* **INFORMATION SHOWN**
▶

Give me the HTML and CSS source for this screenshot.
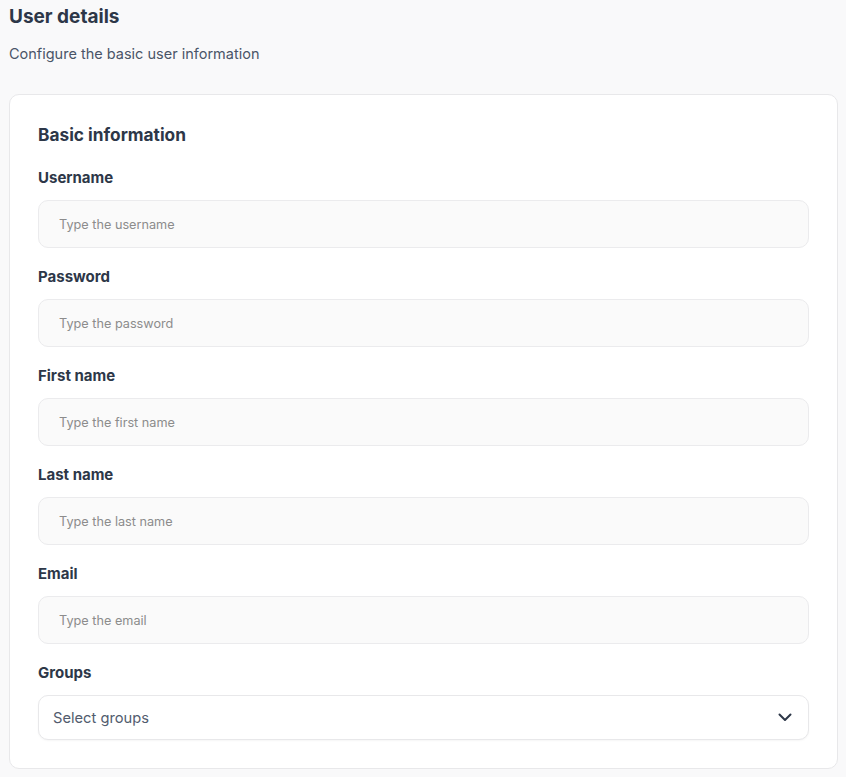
FILE: index.html
```html
<!DOCTYPE html>
<html lang="en">
<head>
<meta charset="utf-8">
<title>User details</title>
<link rel="stylesheet" href="styles.css">
</head>
<body>
<main class="page">
  <header class="page-header">
    <h1 class="page-title">User details</h1>
    <p class="page-subtitle">Configure the basic user information</p>
  </header>
  <section class="card">
    <h2 class="card-title">Basic information</h2>
    <div class="field">
      <label class="field-label" for="username">Username</label>
      <input class="field-input" id="username" type="text" placeholder="Type the username">
    </div>
    <div class="field">
      <label class="field-label" for="password">Password</label>
      <input class="field-input" id="password" type="password" placeholder="Type the password">
    </div>
    <div class="field">
      <label class="field-label" for="first">First name</label>
      <input class="field-input" id="first" type="text" placeholder="Type the first name">
    </div>
    <div class="field">
      <label class="field-label" for="last">Last name</label>
      <input class="field-input" id="last" type="text" placeholder="Type the last name">
    </div>
    <div class="field">
      <label class="field-label" for="email">Email</label>
      <input class="field-input" id="email" type="email" placeholder="Type the email">
    </div>
    <div class="field">
      <label class="field-label">Groups</label>
      <div class="select">
        <span class="select-text">Select groups</span>
        <svg class="select-icon" width="14" height="9" viewBox="0 0 14 9" fill="none">
          <path d="M1.5 1.5 L7 7 L12.5 1.5" stroke="#2d3748" stroke-width="2" stroke-linecap="round" stroke-linejoin="round"/>
        </svg>
      </div>
    </div>
  </section>
</main>
</body>
</html>
```
FILE: styles.css
```css
* { box-sizing: border-box; }
html, body {
  margin: 0;
  background: #f9f9fa;
}
body {
  font-family: "Inter", "Lato", sans-serif;
  color: #2d3748;
}
.page {
  padding: 5px 8px 8px 9px;
}
.page-title {
  margin: 0;
  font-size: 19px;
  line-height: 24px;
  font-weight: 700;
  color: #2d3748;
}
.page-subtitle {
  margin: 15px 0 0 0;
  font-size: 14.5px;
  line-height: 20px;
  color: #4a5568;
}
.card {
  margin-top: 30px;
  background: #ffffff;
  border: 1px solid #e8e8ea;
  border-radius: 10px;
  padding: 28px 28px 28px 28px;
}
.card-title {
  margin: 0;
  font-size: 17.3px;
  line-height: 24px;
  font-weight: 700;
}
.field {
  display: flex;
  flex-direction: column;
  margin-top: 21px;
}
.field + .field { margin-top: 19px; }
.field-label {
  font-size: 15px;
  line-height: 20px;
  font-weight: 700;
  margin-bottom: 12px;
}
.field-input {
  height: 48px;
  border: 1px solid #ebebed;
  border-radius: 10px;
  background: #fafafa;
  padding: 0 20px;
  font-family: inherit;
  font-size: 12.7px;
  color: #2d3748;
  outline: none;
}
.field-input::placeholder { color: #8c8c8c; }
.select {
  height: 45px;
  display: flex;
  align-items: center;
  justify-content: space-between;
  border: 1px solid #e8e8ea;
  border-radius: 10px;
  background: #ffffff;
  box-shadow: 0 1px 2px rgba(0,0,0,0.04);
  padding: 0 16px 0 14px;
}
.select-text {
  font-size: 14.7px;
  color: #525c6e;
}
.select-icon { display: block; }
```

◀

* **PROBLEM TO SOLVE**
Reproduce the material above verbatim; omit every picture.

* **REPLY**
Give me the HTML and CSS source for this screenshot.
FILE: index.html
```html
<!DOCTYPE html>
<html lang="en">
<head>
<meta charset="utf-8">
<title>User details</title>
<link rel="stylesheet" href="styles.css">
</head>
<body>
<main class="page">
  <header class="page-header">
    <h1 class="page-title">User details</h1>
    <p class="page-subtitle">Configure the basic user information</p>
  </header>
  <section class="card">
    <h2 class="card-title">Basic information</h2>
    <div class="field">
      <label class="field-label" for="username">Username</label>
      <input class="field-input" id="username" type="text" placeholder="Type the username">
    </div>
    <div class="field">
      <label class="field-label" for="password">Password</label>
      <input class="field-input" id="password" type="password" placeholder="Type the password">
    </div>
    <div class="field">
      <label class="field-label" for="first">First name</label>
      <input class="field-input" id="first" type="text" placeholder="Type the first name">
    </div>
    <div class="field">
      <label class="field-label" for="last">Last name</label>
      <input class="field-input" id="last" type="text" placeholder="Type the last name">
    </div>
    <div class="field">
      <label class="field-label" for="email">Email</label>
      <input class="field-input" id="email" type="email" placeholder="Type the email">
    </div>
    <div class="field">
      <label class="field-label">Groups</label>
      <div class="select">
        <span class="select-text">Select groups</span>
        <svg class="select-icon" width="14" height="9" viewBox="0 0 14 9" fill="none">
          <path d="M1.5 1.5 L7 7 L12.5 1.5" stroke="#2d3748" stroke-width="2" stroke-linecap="round" stroke-linejoin="round"/>
        </svg>
      </div>
    </div>
  </section>
</main>
</body>
</html>
```
FILE: styles.css
```css
* { box-sizing: border-box; }
html, body {
  margin: 0;
  background: #f9f9fa;
}
body {
  font-family: "Inter", "Lato", sans-serif;
  color: #2d3748;
}
.page {
  padding: 5px 8px 8px 9px;
}
.page-title {
  margin: 0;
  font-size: 19px;
  line-height: 24px;
  font-weight: 700;
  color: #2d3748;
}
.page-subtitle {
  margin: 15px 0 0 0;
  font-size: 14.5px;
  line-height: 20px;
  color: #4a5568;
}
.card {
  margin-top: 30px;
  background: #ffffff;
  border: 1px solid #e8e8ea;
  border-radius: 10px;
  padding: 28px 28px 28px 28px;
}
.card-title {
  margin: 0;
  font-size: 17.3px;
  line-height: 24px;
  font-weight: 700;
}
.field {
  display: flex;
  flex-direction: column;
  margin-top: 21px;
}
.field + .field { margin-top: 19px; }
.field-label {
  font-size: 15px;
  line-height: 20px;
  font-weight: 700;
  margin-bottom: 12px;
}
.field-input {
  height: 48px;
  border: 1px solid #ebebed;
  border-radius: 10px;
  background: #fafafa;
  padding: 0 20px;
  font-family: inherit;
  font-size: 12.7px;
  color: #2d3748;
  outline: none;
}
.field-input::placeholder { color: #8c8c8c; }
.select {
  height: 45px;
  display: flex;
  align-items: center;
  justify-content: space-between;
  border: 1px solid #e8e8ea;
  border-radius: 10px;
  background: #ffffff;
  box-shadow: 0 1px 2px rgba(0,0,0,0.04);
  padding: 0 16px 0 14px;
}
.select-text {
  font-size: 14.7px;
  color: #525c6e;
}
.select-icon { display: block; }
```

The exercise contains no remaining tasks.